## START

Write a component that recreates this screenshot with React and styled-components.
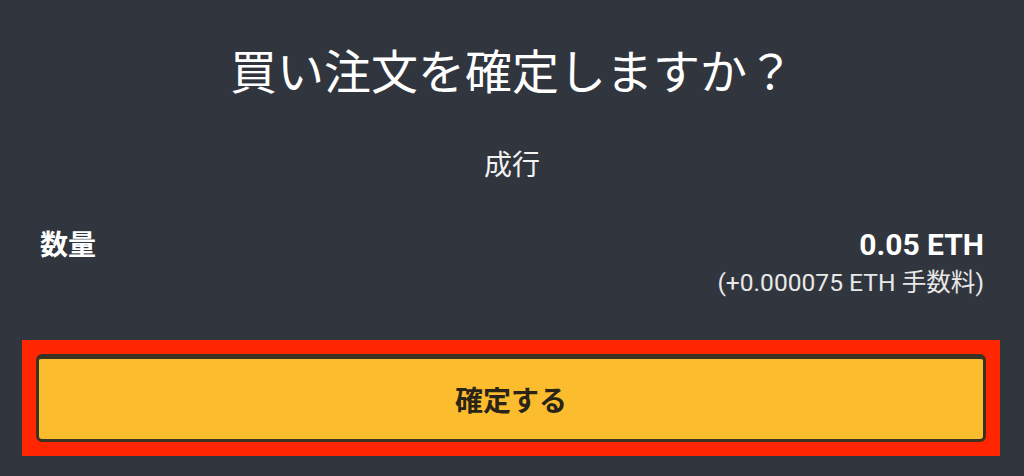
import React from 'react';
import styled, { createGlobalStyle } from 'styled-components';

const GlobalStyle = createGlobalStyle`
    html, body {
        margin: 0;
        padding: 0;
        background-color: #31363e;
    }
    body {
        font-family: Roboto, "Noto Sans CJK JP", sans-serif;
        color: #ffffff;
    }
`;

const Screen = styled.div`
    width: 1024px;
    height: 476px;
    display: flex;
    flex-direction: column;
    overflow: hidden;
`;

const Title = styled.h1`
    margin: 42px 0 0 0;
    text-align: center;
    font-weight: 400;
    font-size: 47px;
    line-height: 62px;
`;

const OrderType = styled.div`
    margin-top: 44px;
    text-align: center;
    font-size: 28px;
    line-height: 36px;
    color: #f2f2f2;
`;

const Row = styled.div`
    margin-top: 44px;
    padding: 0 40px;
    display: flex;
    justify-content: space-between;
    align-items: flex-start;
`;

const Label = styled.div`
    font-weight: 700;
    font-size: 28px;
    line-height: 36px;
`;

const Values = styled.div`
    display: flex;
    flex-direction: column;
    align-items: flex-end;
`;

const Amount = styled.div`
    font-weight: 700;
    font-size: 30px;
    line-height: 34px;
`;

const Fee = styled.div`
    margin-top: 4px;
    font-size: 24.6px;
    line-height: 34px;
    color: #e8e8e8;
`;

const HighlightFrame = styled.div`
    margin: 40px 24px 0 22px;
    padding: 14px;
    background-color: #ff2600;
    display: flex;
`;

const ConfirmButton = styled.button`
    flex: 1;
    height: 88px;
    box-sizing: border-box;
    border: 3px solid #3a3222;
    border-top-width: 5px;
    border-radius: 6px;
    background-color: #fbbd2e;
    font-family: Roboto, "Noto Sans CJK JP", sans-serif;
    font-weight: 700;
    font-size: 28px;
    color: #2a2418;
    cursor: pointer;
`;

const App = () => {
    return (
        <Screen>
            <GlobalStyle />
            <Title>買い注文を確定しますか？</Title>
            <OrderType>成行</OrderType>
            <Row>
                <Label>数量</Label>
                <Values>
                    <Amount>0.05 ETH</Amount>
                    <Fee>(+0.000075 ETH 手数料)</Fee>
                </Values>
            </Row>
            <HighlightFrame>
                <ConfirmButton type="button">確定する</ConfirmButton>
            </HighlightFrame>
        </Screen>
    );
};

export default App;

## END

> **What is being asked**: Write out again every line above exactly as given; the pictures do not belong in the copy.

> **The result**:
Write a component that recreates this screenshot with React and styled-components.
import React from 'react';
import styled, { createGlobalStyle } from 'styled-components';

const GlobalStyle = createGlobalStyle`
    html, body {
        margin: 0;
        padding: 0;
        background-color: #31363e;
    }
    body {
        font-family: Roboto, "Noto Sans CJK JP", sans-serif;
        color: #ffffff;
    }
`;

const Screen = styled.div`
    width: 1024px;
    height: 476px;
    display: flex;
    flex-direction: column;
    overflow: hidden;
`;

const Title = styled.h1`
    margin: 42px 0 0 0;
    text-align: center;
    font-weight: 400;
    font-size: 47px;
    line-height: 62px;
`;

const OrderType = styled.div`
    margin-top: 44px;
    text-align: center;
    font-size: 28px;
    line-height: 36px;
    color: #f2f2f2;
`;

const Row = styled.div`
    margin-top: 44px;
    padding: 0 40px;
    display: flex;
    justify-content: space-between;
    align-items: flex-start;
`;

const Label = styled.div`
    font-weight: 700;
    font-size: 28px;
    line-height: 36px;
`;

const Values = styled.div`
    display: flex;
    flex-direction: column;
    align-items: flex-end;
`;

const Amount = styled.div`
    font-weight: 700;
    font-size: 30px;
    line-height: 34px;
`;

const Fee = styled.div`
    margin-top: 4px;
    font-size: 24.6px;
    line-height: 34px;
    color: #e8e8e8;
`;

const HighlightFrame = styled.div`
    margin: 40px 24px 0 22px;
    padding: 14px;
    background-color: #ff2600;
    display: flex;
`;

const ConfirmButton = styled.button`
    flex: 1;
    height: 88px;
    box-sizing: border-box;
    border: 3px solid #3a3222;
    border-top-width: 5px;
    border-radius: 6px;
    background-color: #fbbd2e;
    font-family: Roboto, "Noto Sans CJK JP", sans-serif;
    font-weight: 700;
    font-size: 28px;
    color: #2a2418;
    cursor: pointer;
`;

const App = () => {
    return (
        <Screen>
            <GlobalStyle />
            <Title>買い注文を確定しますか？</Title>
            <OrderType>成行</OrderType>
            <Row>
                <Label>数量</Label>
                <Values>
                    <Amount>0.05 ETH</Amount>
                    <Fee>(+0.000075 ETH 手数料)</Fee>
                </Values>
            </Row>
            <HighlightFrame>
                <ConfirmButton type="button">確定する</ConfirmButton>
            </HighlightFrame>
        </Screen>
    );
};

export default App;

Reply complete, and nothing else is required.